● **PROBLEM**
Copy each line below in which the word "React" occurs.

● **DATA EXTRACT**
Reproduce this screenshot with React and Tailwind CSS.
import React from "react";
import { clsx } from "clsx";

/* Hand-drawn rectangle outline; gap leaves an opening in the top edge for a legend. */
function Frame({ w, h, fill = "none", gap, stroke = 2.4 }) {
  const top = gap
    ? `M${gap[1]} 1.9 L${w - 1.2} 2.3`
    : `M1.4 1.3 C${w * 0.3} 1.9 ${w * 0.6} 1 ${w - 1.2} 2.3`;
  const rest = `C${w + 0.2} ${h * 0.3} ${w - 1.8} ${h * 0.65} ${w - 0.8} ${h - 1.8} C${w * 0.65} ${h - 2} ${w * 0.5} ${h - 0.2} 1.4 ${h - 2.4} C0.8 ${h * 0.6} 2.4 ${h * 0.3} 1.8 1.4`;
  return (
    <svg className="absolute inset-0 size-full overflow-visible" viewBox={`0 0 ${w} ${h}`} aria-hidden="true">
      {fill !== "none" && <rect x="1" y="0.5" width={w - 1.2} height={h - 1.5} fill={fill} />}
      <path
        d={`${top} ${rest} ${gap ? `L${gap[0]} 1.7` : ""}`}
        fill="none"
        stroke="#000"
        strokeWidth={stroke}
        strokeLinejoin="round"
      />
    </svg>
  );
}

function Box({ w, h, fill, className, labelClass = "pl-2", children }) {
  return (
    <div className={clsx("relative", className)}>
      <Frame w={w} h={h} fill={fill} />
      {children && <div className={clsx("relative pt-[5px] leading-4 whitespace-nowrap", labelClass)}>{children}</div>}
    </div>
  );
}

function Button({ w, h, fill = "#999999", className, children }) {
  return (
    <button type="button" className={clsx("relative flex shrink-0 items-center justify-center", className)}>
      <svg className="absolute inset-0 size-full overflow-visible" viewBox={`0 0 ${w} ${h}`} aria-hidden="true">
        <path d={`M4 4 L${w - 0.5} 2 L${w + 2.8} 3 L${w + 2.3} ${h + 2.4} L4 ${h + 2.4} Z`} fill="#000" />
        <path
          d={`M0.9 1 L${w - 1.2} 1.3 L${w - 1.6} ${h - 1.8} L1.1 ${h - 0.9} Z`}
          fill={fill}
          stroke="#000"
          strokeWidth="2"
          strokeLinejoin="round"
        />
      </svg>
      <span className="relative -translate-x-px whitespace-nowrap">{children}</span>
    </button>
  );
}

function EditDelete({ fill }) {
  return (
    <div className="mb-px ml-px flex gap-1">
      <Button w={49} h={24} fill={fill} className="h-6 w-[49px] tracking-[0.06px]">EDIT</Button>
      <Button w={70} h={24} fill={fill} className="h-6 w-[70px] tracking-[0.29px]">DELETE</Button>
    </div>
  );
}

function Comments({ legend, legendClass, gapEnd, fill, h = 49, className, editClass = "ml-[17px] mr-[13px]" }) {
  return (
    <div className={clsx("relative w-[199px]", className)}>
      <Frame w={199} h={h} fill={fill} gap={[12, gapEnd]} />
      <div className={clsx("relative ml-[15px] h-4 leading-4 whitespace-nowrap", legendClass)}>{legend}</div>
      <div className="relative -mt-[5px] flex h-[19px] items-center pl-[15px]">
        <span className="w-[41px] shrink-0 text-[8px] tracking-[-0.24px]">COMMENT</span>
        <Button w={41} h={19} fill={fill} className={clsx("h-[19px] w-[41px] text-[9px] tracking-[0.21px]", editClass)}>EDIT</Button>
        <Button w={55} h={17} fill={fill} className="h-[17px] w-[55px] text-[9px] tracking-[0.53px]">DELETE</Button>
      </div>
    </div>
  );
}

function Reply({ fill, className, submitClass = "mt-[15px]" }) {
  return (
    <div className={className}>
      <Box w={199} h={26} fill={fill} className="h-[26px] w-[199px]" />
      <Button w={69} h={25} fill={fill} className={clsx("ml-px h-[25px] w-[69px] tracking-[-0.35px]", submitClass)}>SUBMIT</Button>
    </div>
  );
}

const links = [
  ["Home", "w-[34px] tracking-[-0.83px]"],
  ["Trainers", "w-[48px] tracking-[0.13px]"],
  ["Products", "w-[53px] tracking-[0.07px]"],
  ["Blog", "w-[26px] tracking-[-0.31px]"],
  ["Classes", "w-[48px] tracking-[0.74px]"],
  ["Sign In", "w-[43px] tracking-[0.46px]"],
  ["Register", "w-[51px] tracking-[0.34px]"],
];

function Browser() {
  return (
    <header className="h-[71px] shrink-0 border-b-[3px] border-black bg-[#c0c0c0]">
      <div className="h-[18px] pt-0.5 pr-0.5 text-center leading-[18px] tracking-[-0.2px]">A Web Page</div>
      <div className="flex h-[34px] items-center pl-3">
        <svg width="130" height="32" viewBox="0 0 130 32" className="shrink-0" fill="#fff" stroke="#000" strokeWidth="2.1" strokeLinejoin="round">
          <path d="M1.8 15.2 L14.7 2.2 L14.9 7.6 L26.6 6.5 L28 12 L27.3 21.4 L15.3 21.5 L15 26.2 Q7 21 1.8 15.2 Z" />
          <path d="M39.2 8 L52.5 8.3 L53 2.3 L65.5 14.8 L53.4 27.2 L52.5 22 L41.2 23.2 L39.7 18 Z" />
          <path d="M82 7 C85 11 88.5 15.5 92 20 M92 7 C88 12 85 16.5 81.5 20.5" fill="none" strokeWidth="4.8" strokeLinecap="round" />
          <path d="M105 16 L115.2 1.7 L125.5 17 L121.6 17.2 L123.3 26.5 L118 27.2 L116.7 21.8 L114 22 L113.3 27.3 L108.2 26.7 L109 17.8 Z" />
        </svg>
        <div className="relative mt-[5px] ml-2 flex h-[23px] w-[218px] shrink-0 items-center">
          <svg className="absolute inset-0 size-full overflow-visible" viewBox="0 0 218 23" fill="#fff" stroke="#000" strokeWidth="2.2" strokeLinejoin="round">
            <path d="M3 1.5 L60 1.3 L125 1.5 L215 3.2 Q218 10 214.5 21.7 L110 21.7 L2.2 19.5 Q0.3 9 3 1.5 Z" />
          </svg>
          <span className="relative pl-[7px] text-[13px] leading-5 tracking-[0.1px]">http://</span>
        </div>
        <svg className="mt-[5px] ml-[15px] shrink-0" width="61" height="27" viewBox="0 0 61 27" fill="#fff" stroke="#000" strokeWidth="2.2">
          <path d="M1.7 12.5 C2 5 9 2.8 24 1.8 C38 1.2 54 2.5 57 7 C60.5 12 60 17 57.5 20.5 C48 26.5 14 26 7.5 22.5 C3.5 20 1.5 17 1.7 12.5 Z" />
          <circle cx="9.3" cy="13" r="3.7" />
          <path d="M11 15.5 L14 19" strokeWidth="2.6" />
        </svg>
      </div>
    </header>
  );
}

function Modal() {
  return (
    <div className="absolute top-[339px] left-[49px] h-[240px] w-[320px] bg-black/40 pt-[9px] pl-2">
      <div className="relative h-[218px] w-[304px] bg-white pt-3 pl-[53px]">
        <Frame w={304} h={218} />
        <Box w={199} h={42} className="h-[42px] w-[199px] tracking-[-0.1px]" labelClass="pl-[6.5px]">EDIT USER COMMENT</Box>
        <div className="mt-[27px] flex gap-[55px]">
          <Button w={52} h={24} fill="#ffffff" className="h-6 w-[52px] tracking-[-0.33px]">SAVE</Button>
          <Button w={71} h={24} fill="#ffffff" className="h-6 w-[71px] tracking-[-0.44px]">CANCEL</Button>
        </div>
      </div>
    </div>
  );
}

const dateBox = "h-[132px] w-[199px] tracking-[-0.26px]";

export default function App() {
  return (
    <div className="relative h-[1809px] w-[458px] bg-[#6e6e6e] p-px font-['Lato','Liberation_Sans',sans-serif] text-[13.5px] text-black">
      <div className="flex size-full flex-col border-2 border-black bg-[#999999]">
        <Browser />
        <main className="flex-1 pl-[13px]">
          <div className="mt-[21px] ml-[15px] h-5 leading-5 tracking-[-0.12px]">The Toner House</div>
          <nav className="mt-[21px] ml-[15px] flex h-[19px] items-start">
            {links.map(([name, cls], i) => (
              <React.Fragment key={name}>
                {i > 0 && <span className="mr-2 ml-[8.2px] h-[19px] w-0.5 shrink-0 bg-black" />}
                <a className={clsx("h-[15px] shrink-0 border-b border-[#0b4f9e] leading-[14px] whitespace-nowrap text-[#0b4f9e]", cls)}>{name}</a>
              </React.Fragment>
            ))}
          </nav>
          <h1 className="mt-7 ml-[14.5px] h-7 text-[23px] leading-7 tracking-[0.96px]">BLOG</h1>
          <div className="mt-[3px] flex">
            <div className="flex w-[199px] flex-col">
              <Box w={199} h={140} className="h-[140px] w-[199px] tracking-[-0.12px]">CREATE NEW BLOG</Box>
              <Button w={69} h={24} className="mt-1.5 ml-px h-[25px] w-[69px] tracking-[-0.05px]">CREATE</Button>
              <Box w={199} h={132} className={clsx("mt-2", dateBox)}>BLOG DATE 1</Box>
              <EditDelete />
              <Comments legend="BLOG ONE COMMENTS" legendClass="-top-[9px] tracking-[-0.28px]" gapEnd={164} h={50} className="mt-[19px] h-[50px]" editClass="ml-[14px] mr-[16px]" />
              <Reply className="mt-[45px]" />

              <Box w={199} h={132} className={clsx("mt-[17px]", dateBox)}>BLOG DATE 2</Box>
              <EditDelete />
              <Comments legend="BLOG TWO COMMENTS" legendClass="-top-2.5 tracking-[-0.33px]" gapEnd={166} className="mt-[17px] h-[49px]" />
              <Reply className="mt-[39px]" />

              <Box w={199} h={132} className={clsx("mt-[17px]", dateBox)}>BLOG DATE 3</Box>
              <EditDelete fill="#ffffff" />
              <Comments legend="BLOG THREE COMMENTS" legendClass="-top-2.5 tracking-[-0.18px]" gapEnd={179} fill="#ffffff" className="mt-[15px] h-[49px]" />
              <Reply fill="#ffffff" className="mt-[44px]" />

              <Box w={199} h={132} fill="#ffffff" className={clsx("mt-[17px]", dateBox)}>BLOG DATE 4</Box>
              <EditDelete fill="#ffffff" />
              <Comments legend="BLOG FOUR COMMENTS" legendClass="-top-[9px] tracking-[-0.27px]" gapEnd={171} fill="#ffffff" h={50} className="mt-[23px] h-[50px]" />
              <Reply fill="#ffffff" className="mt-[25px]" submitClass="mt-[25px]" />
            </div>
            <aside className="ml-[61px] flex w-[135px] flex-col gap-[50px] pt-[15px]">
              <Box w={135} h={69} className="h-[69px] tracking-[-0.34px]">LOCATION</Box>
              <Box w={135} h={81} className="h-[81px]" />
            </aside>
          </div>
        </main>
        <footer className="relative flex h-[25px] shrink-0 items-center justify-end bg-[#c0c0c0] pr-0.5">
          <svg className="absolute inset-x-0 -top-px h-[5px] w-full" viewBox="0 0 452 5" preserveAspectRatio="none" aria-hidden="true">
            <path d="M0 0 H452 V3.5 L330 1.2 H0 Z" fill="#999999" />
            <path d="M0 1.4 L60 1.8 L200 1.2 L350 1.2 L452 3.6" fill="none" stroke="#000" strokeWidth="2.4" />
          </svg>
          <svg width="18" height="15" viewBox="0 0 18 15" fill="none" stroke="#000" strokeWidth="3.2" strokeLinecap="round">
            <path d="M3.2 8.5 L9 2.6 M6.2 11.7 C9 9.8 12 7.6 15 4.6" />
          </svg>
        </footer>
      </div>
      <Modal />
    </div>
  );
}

● **THE REPLY**
Reproduce this screenshot with React and Tailwind CSS.
import React from "react";
              <React.Fragment key={name}>
              </React.Fragment>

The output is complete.